Jedem Vorstandsmitglied ist ein Bereich zugeteilt, den er oder sie in einer Art Götti-Funktion begleitet. Je nach zeitlicher Verfügbarkeit besuchen wir diesen Bereich oder eine Schule ein- bis zweimal im Jahr. Dadurch verlieren wir den Kontakt zur Basis nicht.

tipiti ist auch fachlich gewachsen und nimmt häufig eine Art Pionierrolle ein.
Wachstum ist übrigens nicht per se die Strategie von tipiti. Im Vordergrund stehen das Wohl der Kinder und Jugendlichen und die Qualität der Förder- und Betreuungsangebote. Wir wollen uns weiterentwickeln und müssen auch auf gesellschaftliche Entwicklungen flexibel reagieren. Tipiti versucht mit innovativen Ideen eine Antwort darauf zu geben, wie zurzeit die Neukonzeption der betreuten Wohnangebote für Jugendliche.

Welches sind deiner Meinung nach die Meilensteine der letzten Jahre?
Einerseits die Kompetenzzentren für Pflegefamilien und andererseits die speziell entwickelten, unterschiedlichen Modelle unserer Schulen wie die Erlebnispädagogik oder die nachschulische Betreuung. Für dieses Konzept erhielt die Oberstufe Wil letztes Jahr den Preis der Peter-Hans-Frey-Stiftung. Diese hohe Anerkennung von ausserhalb macht uns stolz. Die grösste Herausforderung war die Integration der Wohnangebote für Jugendliche. Die Erfahrungen der ersten fünf Jahre werden zur Zeit ausgewertet und Anpassungen vorgenommen, um flexibler auf die unterschiedlichen Entwicklungs- und Förderungsbedürfnisse zu reagieren zu können und auch die Fixkosten zu reduzieren.

Ein Vorstand prägt auch die Vereinskultur. Welche Wertvorstellungen sind tipiti besonders wichtig?
Mit unserer «Selbstverpflichtung» machen wir unsere Grundhaltung neuen Mitarbeitenden und gegen aussen, gegenüber Eltern und Behörden transparent, damit sie alle mittragen. Dem Vorstand ist auch die Wertschätzung der Arbeit sehr wichtig. Dass tipiti immer wieder grosse ideelle und finanzielle Unterstützungen von Stiftungen und Privaten erfahren darf und seit vielen Jahren vom der Kantons AR unterstützt wird, zeigt uns, dass unsere Haltung geschätzt wird.

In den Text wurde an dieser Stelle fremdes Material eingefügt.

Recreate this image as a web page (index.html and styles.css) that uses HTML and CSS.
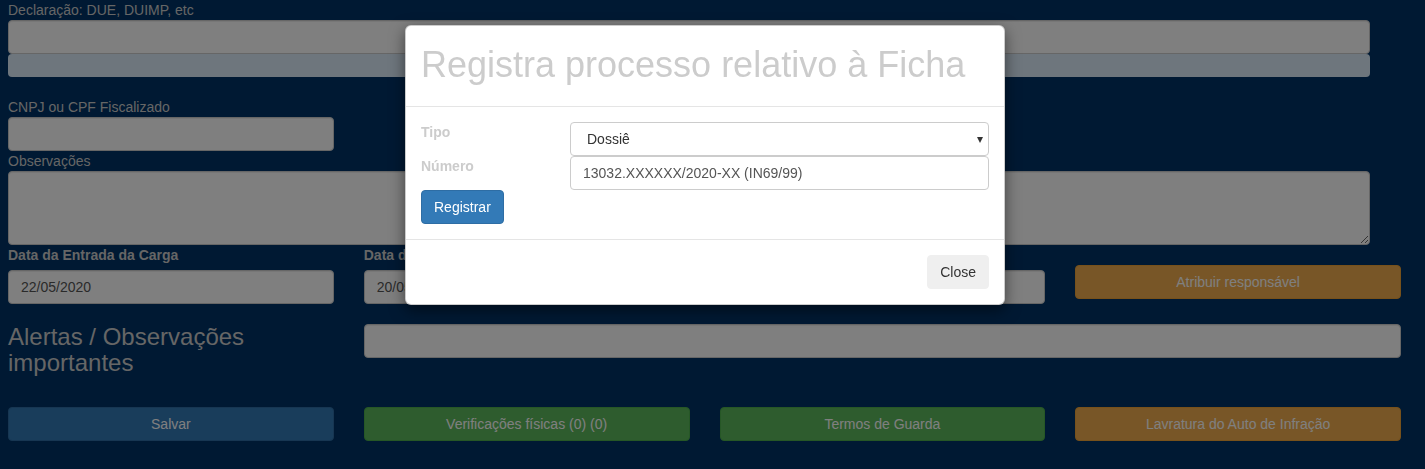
FILE: index.html
```html
<!DOCTYPE html>
<html lang="pt-BR">
<head>
<meta charset="utf-8">
<title>Ficha</title>
<link rel="stylesheet" href="styles.css">
</head>
<body>
<div class="page">
  <div class="wide">
    <label class="lbl">Declaração: DUE, DUIMP, etc</label>
    <input class="fc" type="text">
    <div class="infobar"></div>
  </div>

  <div class="grid4 cnpj-row">
    <div>
      <label class="lbl">CNPJ ou CPF Fiscalizado</label>
      <input class="fc" type="text">
    </div>
  </div>

  <div class="wide">
    <label class="lbl">Observações</label>
    <textarea class="fc ta" rows="3"></textarea>
  </div>

  <div class="grid4">
    <div>
      <label class="lbl bold">Data da Entrada da Carga</label>
      <input class="fc" type="text" value="22/05/2020">
    </div>
    <div>
      <label class="lbl bold">Data de Registro</label>
      <input class="fc" type="text" value="20/05/2020">
    </div>
    <div>
      <label class="lbl bold">Responsável</label>
      <input class="fc" type="text">
    </div>
    <div>
      <button class="btn btn-block btn-warning mt20">Atribuir responsável</button>
    </div>
  </div>

  <div class="grid4 alert-row">
    <h3 class="alert-title">Alertas / Observações importantes</h3>
    <input class="fc span3 mt20" type="text">
  </div>

  <div class="grid4 btn-row">
    <button class="btn btn-block btn-primary">Salvar</button>
    <button class="btn btn-block btn-success">Verificações físicas (0) (0)</button>
    <button class="btn btn-block btn-success">Termos de Guarda</button>
    <button class="btn btn-block btn-warning">Lavratura do Auto de Infração</button>
  </div>
</div>

<div class="backdrop"></div>

<div class="modal">
  <div class="modal-header">
    <h1 class="modal-title">Registra processo relativo à Ficha</h1>
  </div>
  <div class="modal-body">
    <div class="mform">
      <label class="mlbl">Tipo</label>
      <div class="select-wrap">
        <select class="fc msel">
          <option>Dossiê</option>
        </select>
        <span class="caret">▾</span>
      </div>
      <label class="mlbl">Número</label>
      <input class="fc minput" type="text" value="13032.XXXXXX/2020-XX (IN69/99)">
      <div class="mbtn-cell">
        <button class="btn btn-primary-solid">Registrar</button>
      </div>
    </div>
  </div>
  <div class="modal-footer">
    <button class="btn btn-close">Close</button>
  </div>
</div>
</body>
</html>
```

FILE: styles.css
```css
* { box-sizing: border-box; }

html, body {
  margin: 0;
  padding: 0;
  height: 100%;
  overflow: hidden;
}

body {
  background: #003366;
  color: #cccccc;
  font-family: "Liberation Sans", Arial, Helvetica, sans-serif;
  font-size: 14px;
  line-height: 20px;
}

.page {
  padding: 0 24px 0 8px;
}

.wide {
  width: 1362px;
}

.lbl {
  display: block;
  height: 20px;
  line-height: 20px;
  font-size: 14px;
  color: #cccccc;
  white-space: nowrap;
}

.lbl.bold {
  font-weight: bold;
  margin-bottom: 5px;
}

.fc {
  display: block;
  width: 100%;
  height: 34px;
  padding: 6px 12px;
  font-family: "Liberation Sans", Arial, Helvetica, sans-serif;
  font-size: 14px;
  line-height: 20px;
  color: #555555;
  background: #ffffff;
  border: 1px solid #cccccc;
  border-radius: 4px;
  box-shadow: inset 0 1px 1px rgba(0,0,0,.075);
  outline: none;
  margin: 0;
}

.ta {
  height: 74px;
  resize: vertical;
}

.infobar {
  height: 23px;
  background: #dcedfb;
  border-radius: 4px;
}

.grid4 {
  display: grid;
  grid-template-columns: repeat(4, 1fr);
  column-gap: 30px;
}

.cnpj-row {
  margin-top: 20px;
}

.span3 {
  grid-column: 2 / span 3;
}

.mt20 {
  margin-top: 20px;
}

.alert-title {
  margin: 20px 0 10px;
  font-size: 24px;
  line-height: 1.1;
  font-weight: normal;
  color: #cccccc;
}

.btn-row {
  margin-top: 20px;
}

.btn {
  display: inline-block;
  height: 34px;
  padding: 6px 12px;
  font-family: "Liberation Sans", Arial, Helvetica, sans-serif;
  font-size: 14px;
  line-height: 20px;
  text-align: center;
  white-space: nowrap;
  border: 1px solid transparent;
  border-radius: 4px;
  cursor: pointer;
}

.btn-block {
  display: block;
  width: 100%;
}

.btn-primary { background: #337ab7; border-color: #2e6da4; color: #ffffff; }
.btn-success { background: #5cb85c; border-color: #4cae4c; color: #ffffff; }
.btn-warning { background: #f0ad4e; border-color: #eea236; color: #ffffff; }

.backdrop {
  position: fixed;
  inset: 0;
  background: rgba(0,0,0,.5);
}

.modal {
  position: absolute;
  left: 405px;
  top: 25px;
  width: 600px;
  background: #ffffff;
  border: 1px solid rgba(0,0,0,.2);
  border-radius: 6px;
  box-shadow: 0 5px 15px rgba(0,0,0,.5);
}

.modal-header {
  padding: 15px;
  border-bottom: 1px solid #e5e5e5;
}

.modal-title {
  margin: 4px 0 6px;
  font-size: 36px;
  line-height: 1.1;
  font-weight: normal;
  color: #cccccc;
}

.modal-body {
  padding: 15px;
}

.mform {
  display: grid;
  grid-template-columns: 149px 1fr;
  grid-template-rows: 34px 34px 34px;
}

.mlbl {
  font-weight: bold;
  color: #cccccc;
  line-height: 20px;
}

.select-wrap {
  position: relative;
}

.msel {
  appearance: none;
  -webkit-appearance: none;
  color: #333333;
  padding-left: 16px;
  box-shadow: none;
}

.caret {
  position: absolute;
  right: 6px;
  top: 7px;
  font-size: 12px;
  color: #333333;
  pointer-events: none;
}

.minput {
  box-shadow: none;
}

.mbtn-cell {
  grid-column: 1 / span 2;
}

.btn-primary-solid {
  background: #337ab7;
  border-color: #2e6da4;
  color: #ffffff;
}

.modal-footer {
  padding: 15px;
  text-align: right;
  border-top: 1px solid #e5e5e5;
}

.btn-close {
  background: #efefef;
  border-color: #efefef;
  color: #333333;
}
```
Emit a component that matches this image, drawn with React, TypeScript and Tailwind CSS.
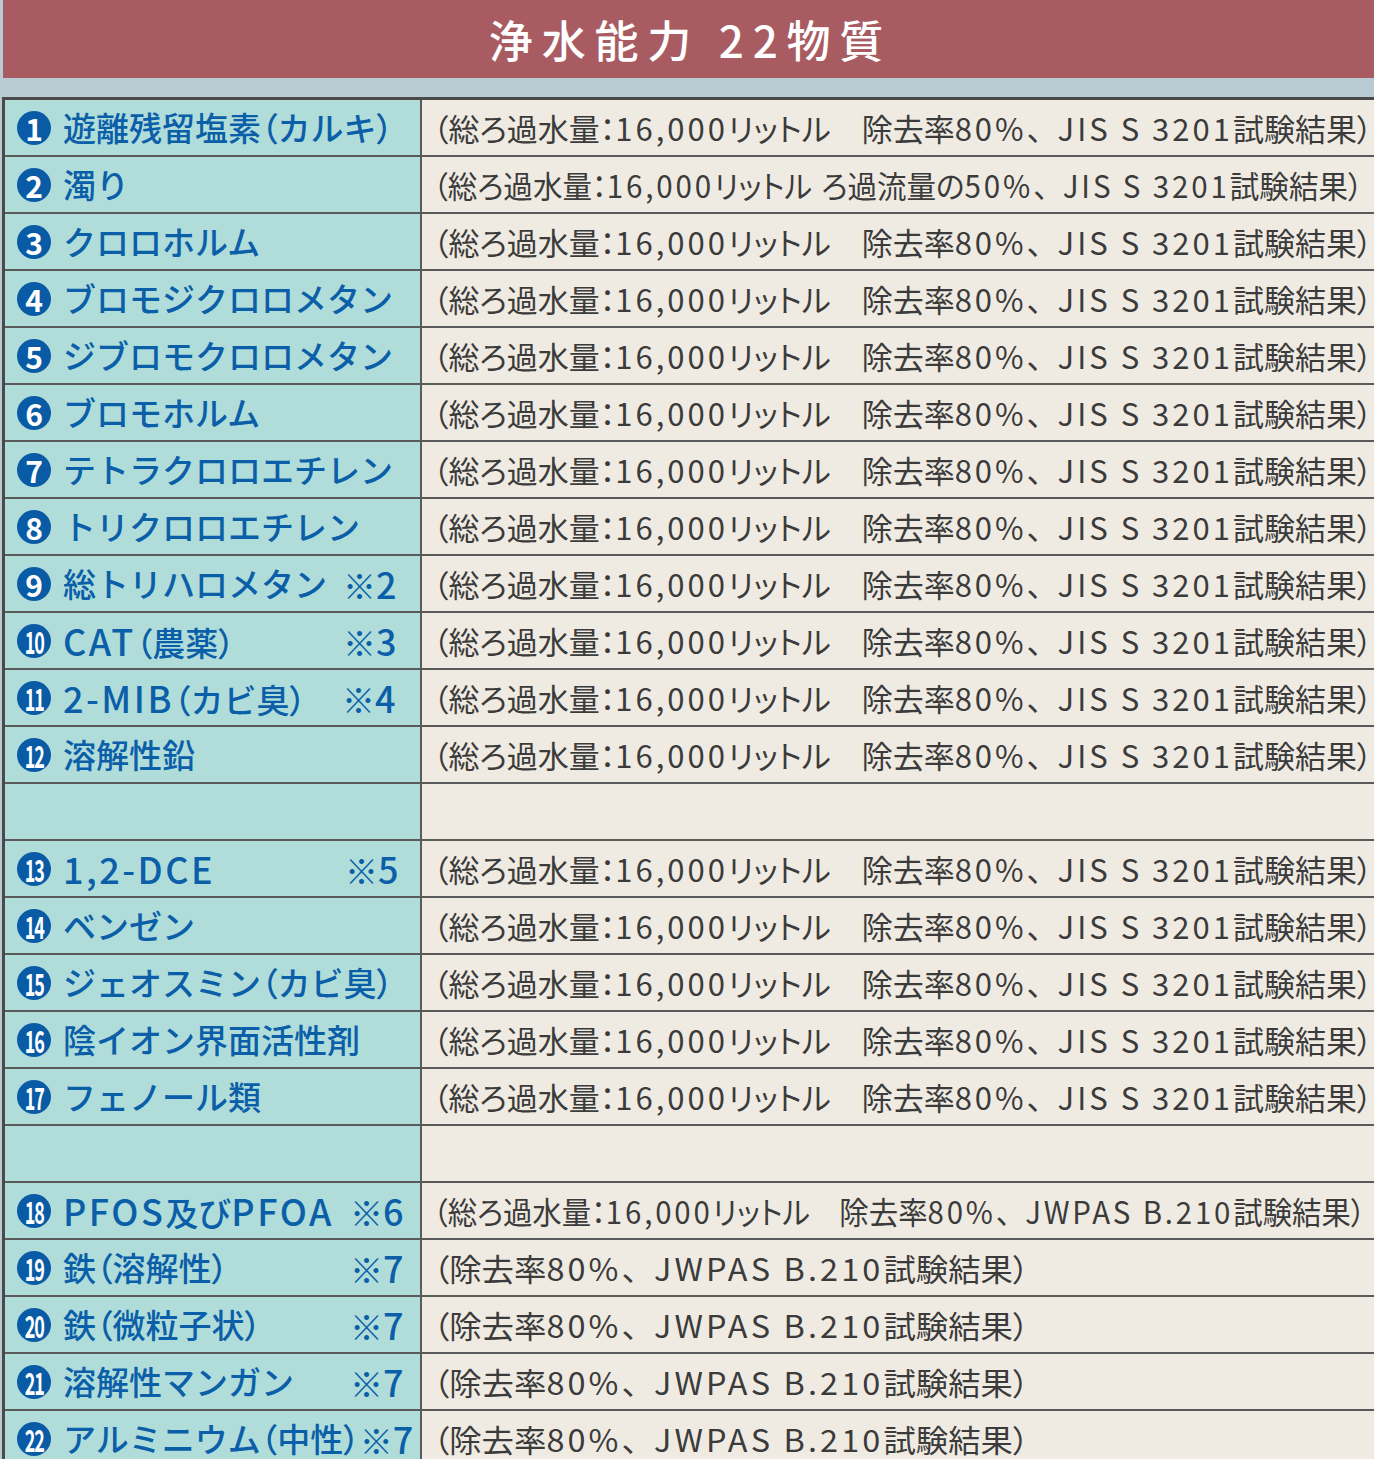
import React from "react";

type Row = { n: number; name: string; note?: string; pr?: string; desc: string; sc?: string } | null;

const A = "（総ろ過水量：16,000リットル　除去率80%、JIS S 3201試験結果）";
const B = "（総ろ過水量：16,000リットル ろ過流量の50%、JIS S 3201試験結果）";
const C = "（総ろ過水量：16,000リットル　除去率80%、JWPAS B.210試験結果）";
const D = "（除去率80%、JWPAS B.210試験結果）";

const rows: Row[] = [
  { n: 1, name: "遊離残留塩素（カルキ）", desc: A },
  { n: 2, name: "濁り", desc: B, sc: "scale-x-[0.953]" },
  { n: 3, name: "クロロホルム", desc: A },
  { n: 4, name: "ブロモジクロロメタン", desc: A },
  { n: 5, name: "ジブロモクロロメタン", desc: A },
  { n: 6, name: "ブロモホルム", desc: A },
  { n: 7, name: "テトラクロロエチレン", desc: A },
  { n: 8, name: "トリクロロエチレン", desc: A },
  { n: 9, name: "総トリハロメタン", note: "※2", pr: "pr-[21px]", desc: A },
  { n: 10, name: "CAT（農薬）", note: "※3", pr: "pr-[21px]", desc: A },
  { n: 11, name: "2-MIB（カビ臭）", note: "※4", pr: "pr-[22px]", desc: A },
  { n: 12, name: "溶解性鉛", desc: A },
  null,
  { n: 13, name: "1,2-DCE", note: "※5", pr: "pr-[19px]", desc: A },
  { n: 14, name: "ベンゼン", desc: A },
  { n: 15, name: "ジェオスミン（カビ臭）", desc: A },
  { n: 16, name: "陰イオン界面活性剤", desc: A },
  { n: 17, name: "フェノール類", desc: A },
  null,
  { n: 18, name: "PFOS及びPFOA", note: "※6", pr: "pr-[14px]", desc: C, sc: "scale-x-[0.948]" },
  { n: 19, name: "鉄（溶解性）", note: "※7", pr: "pr-[14px]", desc: D, sc: "scale-x-[1.045]" },
  { n: 20, name: "鉄（微粒子状）", note: "※7", pr: "pr-[14px]", desc: D, sc: "scale-x-[1.045]" },
  { n: 21, name: "溶解性マンガン", note: "※7", pr: "pr-[14px]", desc: D, sc: "scale-x-[1.045]" },
  { n: 22, name: "アルミニウム（中性）", note: "※7", pr: "pr-[14px]", desc: D, sc: "scale-x-[1.045]" },
];

type Kind = "palt" | "latin" | "plain";

function kindOf(ch: string, side: "left" | "right"): Kind {
  if (/[A-Za-z0-9,.%\- ]/.test(ch)) return "latin";
  if (side === "left") return "（）：".includes(ch) ? "palt" : "plain";
  return ch === "、" ? "plain" : "palt";
}

function T({ t, side }: { t: string; side: "left" | "right" }) {
  const parts: { s: string; k: Kind }[] = [];
  for (const ch of t) {
    const k = kindOf(ch, side);
    const last = parts[parts.length - 1];
    if (last && last.k === k) last.s += ch;
    else parts.push({ s: ch, k });
  }
  const latinCls = side === "left" ? "text-[36px] tracking-[2.5px]" : "tracking-[3px]";
  return (
    <>
      {parts.map((x, i) =>
        x.k === "palt" ? (
          <span key={i} className="[font-feature-settings:'palt']">
            {x.s}
          </span>
        ) : x.k === "latin" ? (
          <span key={i} className={latinCls}>
            {x.s}
          </span>
        ) : (
          <React.Fragment key={i}>{x.s}</React.Fragment>
        )
      )}
    </>
  );
}

function Circle({ n }: { n: number }) {
  return (
    <span className="flex h-[34px] w-[34px] shrink-0 items-center justify-center rounded-full bg-[#0a5ba6] text-white">
      <span
        className={
          n >= 10
            ? "inline-block scale-x-[0.58] text-[31px] font-bold leading-none tracking-[-2px]"
            : "inline-block text-[30px] font-bold leading-none"
        }
      >
        {n}
      </span>
    </span>
  );
}

export default function App() {
  return (
    <div
      className="min-h-[1459px] w-[1374px] overflow-hidden bg-[#b9cad2] pl-[3px]"
      style={{ fontFamily: '"Noto Sans CJK JP", "Noto Sans", sans-serif' }}
    >
      <div className="flex h-[78px] items-center justify-center bg-[#a85c62] pl-[4px]">
        <span className="text-[44px] font-medium leading-none tracking-[0.2em] text-white">浄水能力 22物質</span>
      </div>
      <div className="h-[19px]" />
      <div className="ml-[-1px] border-l-[3px] border-t-[3px] border-[#4a4a4a] bg-[#f0ebe2]">
        <div className="grid grid-cols-[417px_1fr]">
          {rows.map((r, i) => (
            <React.Fragment key={i}>
              <div className="flex h-[57px] items-center border-b-2 border-r-2 border-[#5a5a5a] bg-[#b0ddd9] pl-[12px] text-[#0b5ea8]">
                {r && (
                  <>
                    <Circle n={r.n} />
                    <span className="ml-[12px] whitespace-nowrap text-[33px] font-medium leading-none">
                      <T t={r.name} side="left" />
                    </span>
                    {r.note && (
                      <span className={"ml-auto whitespace-nowrap text-[33px] font-medium leading-none " + (r.pr ?? "")}>
                        <T t={r.note} side="left" />
                      </span>
                    )}
                  </>
                )}
              </div>
              <div className="flex h-[57px] items-center overflow-hidden border-b-2 border-[#5a5a5a] pl-[11px] text-[#3b3b3b]">
                {r && (
                  <span
                    className={
                      "inline-block origin-left whitespace-nowrap text-[31px] leading-none " + (r.sc ?? "")
                    }
                  >
                    <T t={r.desc} side="right" />
                  </span>
                )}
              </div>
            </React.Fragment>
          ))}
        </div>
      </div>
    </div>
  );
}
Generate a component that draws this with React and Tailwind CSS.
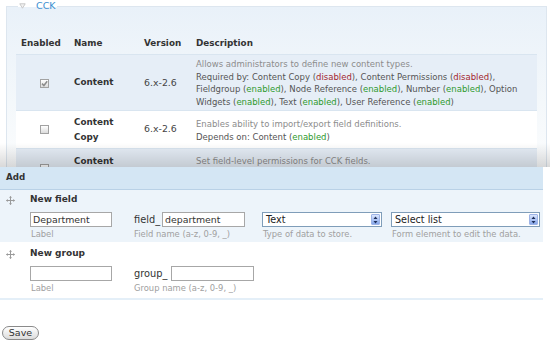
function Status({ on }) {
  return on ? (
    <span className="text-[#2e9a2e]">enabled</span>
  ) : (
    <span className="text-[#a3262f]">disabled</span>
  )
}

function Checkbox({ checked }) {
  return (
    <span className="inline-flex h-[9px] w-[9px] items-center justify-center border border-[#a2a2a2] bg-gradient-to-b from-white to-[#dcdcdc]">
      {checked && (
        <svg width="7" height="7" viewBox="0 0 7 7">
          <path d="M1 3.6 L2.9 5.5 L6.2 1.2" stroke="#8c8c8c" strokeWidth="1.5" fill="none" />
        </svg>
      )}
    </span>
  )
}

function DragHandle() {
  return (
    <svg width="9" height="9" viewBox="0 0 9 9" className="shrink-0">
      <path d="M4.5 0.5 V8.5 M0.5 4.5 H8.5" stroke="#9a9a9a" strokeWidth="1" />
      <path d="M4.5 0 L3 1.8 H6 Z M4.5 9 L3 7.2 H6 Z M0 4.5 L1.8 3 V6 Z M9 4.5 L7.2 3 V6 Z" fill="#9a9a9a" />
    </svg>
  )
}

function TextInput({ value, className }) {
  return (
    <div className={`flex h-[15px] items-center border border-[#a7a7a7] bg-white pl-[2px] text-[9.4px] leading-none text-[#333] ${className}`}>
      {value}
    </div>
  )
}

function Select({ value, className }) {
  return (
    <div className={`flex h-[15px] items-center border border-[#7f9db9] bg-white pl-[3px] text-[9.6px] leading-none text-[#222] ${className}`}>
      <span className="flex-1">{value}</span>
      <span className="m-px flex h-[11px] w-[9px] items-center justify-center rounded-[1px] border border-[#9db3e6] bg-gradient-to-b from-[#dbe6fd] to-[#86a6ea]">
        <svg width="5" height="8" viewBox="0 0 5 8">
          <path d="M2.5 0.5 L4.5 3 H0.5 Z M2.5 7.5 L4.5 5 H0.5 Z" fill="#1d2d57" />
        </svg>
      </span>
    </div>
  )
}

function Hint({ children }) {
  return <div className="mt-[2px] text-[8.4px] leading-[10px] text-[#a0a0a0]">{children}</div>
}

export default function App() {
  return (
    <div className="h-[342px] w-[550px] overflow-hidden bg-white font-['DejaVu_Sans',sans-serif] text-[#333]">
      {/* module list, partly covered */}
      <div className="relative h-[167px] overflow-hidden">
        <fieldset className="ml-[6px] h-[200px] w-[541px] border border-[#dde6ef] bg-gradient-to-b from-[#e9f1f9] via-[#f4f8fb] to-white pl-[9px]">
          <legend className="ml-[2px] flex h-[12px] items-center gap-[10px] px-[1px]">
            <svg width="7" height="6" viewBox="0 0 7 6">
              <path d="M0.8 0.8 H6.2 L3.5 5.2 Z" fill="#f2f2f2" stroke="#c4c4c4" strokeWidth="0.9" />
            </svg>
            <span className="text-[9.5px] leading-none text-[#3b8fd1]">CCK</span>
          </legend>

          <div className="mt-[22px] w-[521px]">
            <div className="grid h-[20px] grid-cols-[53px_70px_52px_1fr] items-center text-[8.8px] font-bold text-[#333]">
              <div className="pl-[5px]">Enabled</div>
              <div className="pl-[5px]">Name</div>
              <div className="pl-[5px]">Version</div>
              <div className="pl-[5px]">Description</div>
            </div>

            <div className="grid grid-cols-[53px_70px_52px_1fr] items-center border-y border-[#d9e5f0] bg-[#e6eef7] pb-[2px] pt-[3px]">
              <div className="flex justify-center pl-[4px]"><Checkbox checked /></div>
              <div className="pl-[5px] text-[8.8px] font-bold">Content</div>
              <div className="pl-[5px] text-[9.4px] text-[#444]">6.x-2.6</div>
              <div className="whitespace-nowrap pl-[5px] text-[8.5px] leading-[12.5px] text-[#555]">
                <div className="text-[#8c8c8c]">Allows administrators to define new content types.</div>
                <div>Required by: Content Copy (<Status />), Content Permissions (<Status />),</div>
                <div>Fieldgroup (<Status on />), Node Reference (<Status on />), Number (<Status on />), Option</div>
                <div>Widgets (<Status on />), Text (<Status on />), User Reference (<Status on />)</div>
              </div>
            </div>

            <div className="grid h-[37px] grid-cols-[53px_70px_52px_1fr] items-center bg-white">
              <div className="flex justify-center pl-[4px]"><Checkbox /></div>
              <div className="pl-[5px] text-[8.8px] font-bold leading-[15px]">Content<br />Copy</div>
              <div className="pl-[5px] text-[9.4px] text-[#444]">6.x-2.6</div>
              <div className="whitespace-nowrap pl-[5px] pt-[2px] text-[8.5px] leading-[12.5px] text-[#555]">
                <div className="text-[#8c8c8c]">Enables ability to import/export field definitions.</div>
                <div>Depends on: Content (<Status on />)</div>
              </div>
            </div>

            <div className="grid h-[37px] grid-cols-[53px_70px_52px_1fr] items-start border-t border-[#d9e5f0] bg-[#e6eef7] pt-[5px]">
              <div className="flex justify-center pl-[4px] pt-[10px]"><Checkbox /></div>
              <div className="pl-[5px] text-[8.8px] font-bold leading-[15px]">Content</div>
              <div className="pl-[5px] pt-[11px] text-[9.4px] text-[#444]">6.x-2.6</div>
              <div className="whitespace-nowrap pl-[5px] pt-[1px] text-[8.5px] leading-[12.5px] text-[#8c8c8c]">
                Set field-level permissions for CCK fields.
              </div>
            </div>
          </div>
        </fieldset>
        <div className="pointer-events-none absolute inset-x-0 bottom-0 h-[24px] bg-gradient-to-b from-transparent to-black/15" />
      </div>

      {/* add field / group form */}
      <div className="w-[543px]">
        <div className="flex h-[23px] items-center border-b border-[#b9d1e6] bg-[#d4e6f4] pl-[6px] text-[8.7px] font-bold text-[#333]">
          Add
        </div>

        <div className="bg-[#edf4fa] pb-[3px] pt-[3px]">
          <div className="flex h-[14px] items-center">
            <div className="flex w-[30px] justify-center pr-[10px]"><DragHandle /></div>
            <span className="text-[9px] font-bold">New field</span>
          </div>
          <div className="mt-[5px] flex pl-[30px]">
            <div className="w-[104px]">
              <TextInput value="Department" className="w-[82px]" />
              <Hint><span className="pl-px">Label</span></Hint>
            </div>
            <div className="w-[128px]">
              <div className="flex items-center gap-[2px]">
                <span className="w-[26px] text-[9.8px] leading-none">field_</span>
                <TextInput value="department" className="w-[83px]" />
              </div>
              <Hint>Field name (a-z, 0-9, _)</Hint>
            </div>
            <div className="w-[129px]">
              <Select value="Text" className="w-[120px]" />
              <Hint><span className="pl-px">Type of data to store.</span></Hint>
            </div>
            <div>
              <Select value="Select list" className="w-[149px]" />
              <Hint><span className="pl-px">Form element to edit the data.</span></Hint>
            </div>
          </div>
        </div>

        <div className="border-b-2 border-[#e4eff8] bg-white pb-[5px] pt-[5px]">
          <div className="flex h-[14px] items-center">
            <div className="flex w-[30px] justify-center pr-[10px]"><DragHandle /></div>
            <span className="text-[9px] font-bold">New group</span>
          </div>
          <div className="mt-[5px] flex pl-[30px]">
            <div className="w-[104px]">
              <TextInput value="" className="w-[82px]" />
              <Hint><span className="pl-px">Label</span></Hint>
            </div>
            <div>
              <div className="flex items-center gap-[2px]">
                <span className="w-[35px] text-[9.8px] leading-none">group_</span>
                <TextInput value="" className="w-[83px]" />
              </div>
              <Hint>Group name (a-z, 0-9, _)</Hint>
            </div>
          </div>
        </div>
      </div>

      <div className="ml-[2px] mt-[26px]">
        <button className="flex h-[14px] w-[37px] items-center justify-center rounded-full border border-[#8a8a8a] bg-gradient-to-b from-white to-[#dcdcdc] text-[9.5px] leading-none text-[#333]">
          Save
        </button>
      </div>
    </div>
  )
}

Dieses Jahr hat tipiti sein 40-Jahr-Jubliäum. Stimmt es, dass ihr aufgrund eures Engagements für die Betreuung von Flüchtlingskindern die Feier reduziert?
Manchmal muss man die Kräfte konzentrieren. Im Auftrag des Kantons AR übernimmt tipiti alle unbegleiteten minderjährigen Asylsuchenden. Wichtig ist uns, dass wir diese jungen Menschen unabhängig ihres Status bis in ein selbständiges Erwachsenenleben begleiten und fördern können. Diese Haltung gemäss unserem Leitbild entwickeln wir gemeinsam mit den Behörden, darüber sind wir sehr froh. Tipiti ist stolz auf ihr 40-jähriges Wirken und darf darauf verweisen. Der Aufbau dieses Bereichs erfordert ein grosses organisatorisches Engagement. Wir werden deshalb das Jubiläum in einem kleineren, privateren Rahmen mit unseren Mitarbeitenden feiern.

Du bist seit August 2015 Rektor des Berufs- und Weiterbildungszentrums Toggenburg (BWZT) und hast leider deinen Rücktritt bekannt gegeben.
Der Vorstand hat mich immer sehr aktiv unterstützt, aber mit meiner zeitlichen Verfügbarkeit kann ich meinen Anforderungen an das Präsidentenamt nicht mehr gerecht werden. Neue Kräfte können auch einen Schub verleihen. Wir sind im Gespräch mit möglichen Persönlichkeiten und ich werde sicherlich den Übergang begleiten.